BRIEF DESCRIPTION OF THE DRAWINGS
[0033] For a more complete understanding of the methods,
apparatuses and computer-readable instructions described herein,
reference is now made to the following descriptions taken in
connection with the accompanying drawings, in which:
[0034] FIG. 1 illustrates an example of a system for providing
virtual reality content to a user;
[0035] FIGS. 2A to 2C illustrate examples of the delivery of visual
VR content at various moments in time;
[0036] FIG. 3 illustrates an example of a Generative Adversarial
Network which may form part of a system such as that of FIG. 1;
[0037] FIG. 4 is a flowchart illustrating examples of various
operations which may be performed by the system of FIG. 1;
[0038] FIG. 5 is a schematic diagram of an example configuration of
control apparatus which may constitute one or more of the parts of
the system of FIG. 1;
[0039] FIG. 6 illustrates an example of a computer-readable medium
with computer-readable instructions stored thereon.
DETAILED DESCRIPTION
[0040] In the description and drawings, like reference numerals may
refer to like elements throughout.
[0041] FIG. 1 illustrates an example of a system 10 for providing
at least visual virtual reality (VR) content to a user.
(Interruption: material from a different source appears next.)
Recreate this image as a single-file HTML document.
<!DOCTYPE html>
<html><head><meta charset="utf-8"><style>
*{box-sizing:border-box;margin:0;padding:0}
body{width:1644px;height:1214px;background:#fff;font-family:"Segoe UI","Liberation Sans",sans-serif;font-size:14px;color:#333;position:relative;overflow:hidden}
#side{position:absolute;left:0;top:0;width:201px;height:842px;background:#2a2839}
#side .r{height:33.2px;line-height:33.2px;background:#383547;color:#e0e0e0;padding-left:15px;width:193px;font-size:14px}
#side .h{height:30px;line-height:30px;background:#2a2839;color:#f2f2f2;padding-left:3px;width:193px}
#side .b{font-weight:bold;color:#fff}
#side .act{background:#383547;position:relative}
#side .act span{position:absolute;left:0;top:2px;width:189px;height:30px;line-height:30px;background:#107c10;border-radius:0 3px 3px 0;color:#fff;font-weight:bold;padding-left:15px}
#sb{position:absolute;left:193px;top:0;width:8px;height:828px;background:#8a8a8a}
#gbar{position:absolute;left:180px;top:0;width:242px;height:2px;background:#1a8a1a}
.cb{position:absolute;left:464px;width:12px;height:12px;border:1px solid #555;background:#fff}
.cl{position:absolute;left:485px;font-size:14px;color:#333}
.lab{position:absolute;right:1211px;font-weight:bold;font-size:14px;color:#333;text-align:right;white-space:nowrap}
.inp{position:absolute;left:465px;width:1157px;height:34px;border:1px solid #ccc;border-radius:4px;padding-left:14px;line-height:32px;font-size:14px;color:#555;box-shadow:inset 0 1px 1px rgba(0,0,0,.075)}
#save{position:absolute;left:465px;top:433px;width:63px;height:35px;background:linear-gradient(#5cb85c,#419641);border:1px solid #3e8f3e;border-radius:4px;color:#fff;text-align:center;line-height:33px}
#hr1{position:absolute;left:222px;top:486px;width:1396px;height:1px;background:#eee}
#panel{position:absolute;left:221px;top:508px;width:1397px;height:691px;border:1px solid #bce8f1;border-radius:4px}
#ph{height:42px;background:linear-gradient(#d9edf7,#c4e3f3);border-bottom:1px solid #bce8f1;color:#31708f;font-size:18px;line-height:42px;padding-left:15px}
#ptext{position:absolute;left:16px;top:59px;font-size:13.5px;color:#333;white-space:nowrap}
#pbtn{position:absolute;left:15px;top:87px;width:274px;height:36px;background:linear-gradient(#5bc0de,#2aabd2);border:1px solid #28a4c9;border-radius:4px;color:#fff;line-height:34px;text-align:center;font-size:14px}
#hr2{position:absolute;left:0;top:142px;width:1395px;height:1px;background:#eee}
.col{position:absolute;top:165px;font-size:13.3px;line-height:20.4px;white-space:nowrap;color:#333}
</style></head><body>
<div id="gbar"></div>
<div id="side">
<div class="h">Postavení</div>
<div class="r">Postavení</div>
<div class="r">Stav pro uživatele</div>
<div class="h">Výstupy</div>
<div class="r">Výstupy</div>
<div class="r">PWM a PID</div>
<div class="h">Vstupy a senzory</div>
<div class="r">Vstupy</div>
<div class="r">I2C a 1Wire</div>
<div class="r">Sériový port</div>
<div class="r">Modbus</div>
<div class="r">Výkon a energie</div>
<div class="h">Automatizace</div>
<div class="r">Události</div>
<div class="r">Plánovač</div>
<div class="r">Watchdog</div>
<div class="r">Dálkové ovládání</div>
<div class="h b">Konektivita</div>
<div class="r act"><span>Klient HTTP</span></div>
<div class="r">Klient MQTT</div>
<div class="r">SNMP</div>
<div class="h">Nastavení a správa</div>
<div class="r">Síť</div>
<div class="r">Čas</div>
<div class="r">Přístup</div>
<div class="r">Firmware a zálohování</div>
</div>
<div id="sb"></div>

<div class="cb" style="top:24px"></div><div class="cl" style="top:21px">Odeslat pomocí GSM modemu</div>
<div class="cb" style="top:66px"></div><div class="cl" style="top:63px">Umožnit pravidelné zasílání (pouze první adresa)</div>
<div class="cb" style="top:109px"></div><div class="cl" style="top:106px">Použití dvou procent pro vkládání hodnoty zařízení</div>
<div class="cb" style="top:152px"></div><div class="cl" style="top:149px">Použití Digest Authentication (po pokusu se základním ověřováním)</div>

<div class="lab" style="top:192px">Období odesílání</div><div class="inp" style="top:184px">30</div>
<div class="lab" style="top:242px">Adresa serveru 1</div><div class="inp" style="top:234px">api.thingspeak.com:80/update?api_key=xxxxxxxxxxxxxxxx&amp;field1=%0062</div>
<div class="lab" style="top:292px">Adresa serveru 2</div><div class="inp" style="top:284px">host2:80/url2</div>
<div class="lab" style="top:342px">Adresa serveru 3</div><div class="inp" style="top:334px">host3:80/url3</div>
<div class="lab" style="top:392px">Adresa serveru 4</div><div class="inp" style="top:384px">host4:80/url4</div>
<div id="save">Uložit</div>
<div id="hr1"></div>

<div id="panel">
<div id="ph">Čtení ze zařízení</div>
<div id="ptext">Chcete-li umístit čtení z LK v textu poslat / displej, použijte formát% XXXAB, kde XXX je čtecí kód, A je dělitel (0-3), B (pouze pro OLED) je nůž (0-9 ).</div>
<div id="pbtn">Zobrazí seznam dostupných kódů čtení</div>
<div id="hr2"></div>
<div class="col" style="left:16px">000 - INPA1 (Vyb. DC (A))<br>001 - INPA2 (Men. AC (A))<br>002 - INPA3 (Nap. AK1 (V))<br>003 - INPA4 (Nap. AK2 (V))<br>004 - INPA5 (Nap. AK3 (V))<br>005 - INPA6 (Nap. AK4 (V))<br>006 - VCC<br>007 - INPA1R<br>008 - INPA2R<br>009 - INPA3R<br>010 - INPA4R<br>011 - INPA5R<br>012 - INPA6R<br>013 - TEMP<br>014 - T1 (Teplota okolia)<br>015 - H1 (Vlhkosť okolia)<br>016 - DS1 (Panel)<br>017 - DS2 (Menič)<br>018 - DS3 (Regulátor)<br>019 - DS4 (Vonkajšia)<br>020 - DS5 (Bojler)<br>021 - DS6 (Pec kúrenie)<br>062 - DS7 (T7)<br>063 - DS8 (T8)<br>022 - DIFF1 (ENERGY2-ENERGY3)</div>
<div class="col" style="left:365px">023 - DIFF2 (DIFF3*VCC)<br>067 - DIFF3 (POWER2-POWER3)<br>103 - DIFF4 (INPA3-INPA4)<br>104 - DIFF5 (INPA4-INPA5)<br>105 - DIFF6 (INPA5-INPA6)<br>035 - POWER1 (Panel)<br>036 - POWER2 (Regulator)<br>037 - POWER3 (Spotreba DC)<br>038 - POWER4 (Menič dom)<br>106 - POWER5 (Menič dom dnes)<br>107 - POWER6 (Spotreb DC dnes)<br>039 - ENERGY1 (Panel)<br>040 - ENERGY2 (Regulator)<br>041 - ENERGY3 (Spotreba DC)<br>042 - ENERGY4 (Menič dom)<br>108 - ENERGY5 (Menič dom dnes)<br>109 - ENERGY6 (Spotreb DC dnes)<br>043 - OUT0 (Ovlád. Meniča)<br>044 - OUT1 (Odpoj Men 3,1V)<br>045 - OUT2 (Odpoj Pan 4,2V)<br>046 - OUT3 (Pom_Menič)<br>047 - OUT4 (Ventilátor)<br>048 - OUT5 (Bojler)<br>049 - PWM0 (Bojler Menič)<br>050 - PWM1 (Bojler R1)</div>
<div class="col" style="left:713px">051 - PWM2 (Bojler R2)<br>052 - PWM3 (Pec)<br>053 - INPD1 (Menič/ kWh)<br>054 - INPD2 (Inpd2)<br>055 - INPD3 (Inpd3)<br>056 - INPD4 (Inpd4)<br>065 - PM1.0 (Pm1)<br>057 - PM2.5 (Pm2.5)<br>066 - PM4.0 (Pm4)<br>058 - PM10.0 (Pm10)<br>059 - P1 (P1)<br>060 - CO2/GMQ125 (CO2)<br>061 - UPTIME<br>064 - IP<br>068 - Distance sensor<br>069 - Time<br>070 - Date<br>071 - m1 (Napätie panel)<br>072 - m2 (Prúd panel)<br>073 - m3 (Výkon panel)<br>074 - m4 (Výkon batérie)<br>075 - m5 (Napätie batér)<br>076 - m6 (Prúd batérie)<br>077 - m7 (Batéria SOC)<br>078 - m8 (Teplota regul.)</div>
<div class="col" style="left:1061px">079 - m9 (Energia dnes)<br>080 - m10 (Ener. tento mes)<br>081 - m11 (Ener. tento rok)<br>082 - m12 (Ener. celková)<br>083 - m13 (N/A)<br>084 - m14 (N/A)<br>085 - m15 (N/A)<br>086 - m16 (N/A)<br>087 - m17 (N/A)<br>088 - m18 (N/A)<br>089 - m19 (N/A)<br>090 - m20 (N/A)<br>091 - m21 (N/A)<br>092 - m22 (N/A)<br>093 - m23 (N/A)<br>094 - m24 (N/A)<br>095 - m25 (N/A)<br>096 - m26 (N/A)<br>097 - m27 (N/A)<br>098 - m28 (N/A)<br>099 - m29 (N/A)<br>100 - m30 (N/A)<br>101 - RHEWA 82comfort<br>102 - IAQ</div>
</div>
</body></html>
In the
context of this specification, visual virtual reality content
refers to content which may provide a user with the experience of
being immersed in a virtual or partially virtual environment. For
example, the virtual environment may correspond to a real world
environment, a computer generated environment, or a real world
environment augmented with computer generated content (also known
as "augmented reality" or "mixed reality").
[0042] The system 10 may comprise one or more content capture
devices 11, a content consumption device 12, a streaming server 13,
a buffer 14, a rendering module 15, a viewing direction tracking
module 16, a signalling module 17, a prediction module 18 and a
content generation module 19. In some examples, the system 10 may
be implemented using an Omnidirectional Media Application Format
(OMAF) architecture. In general, it will be appreciated that the
functions described herein may be implemented using a client
centric method, a server centric method, or using hybrid
architecture. Each of the components of the system 10 will now be
described in more detail below.
[0043] The one or more content capture devices 11 may be devices
which are capable of capturing VR content by recording video and/or
audio in an environment. In this way, VR content corresponding to
the environment may be obtained by the one or more content capture
devices 11. As illustrated in FIG. 1, a content capture device 11
may be a multi-directional image capture apparatus such as a
360.degree. camera system (also known as an omnidirectional or
spherical camera system). The content may be captured for provision
to the user in near real-time or may be captured in advance and
stored for an indeterminate duration on a streaming server 13.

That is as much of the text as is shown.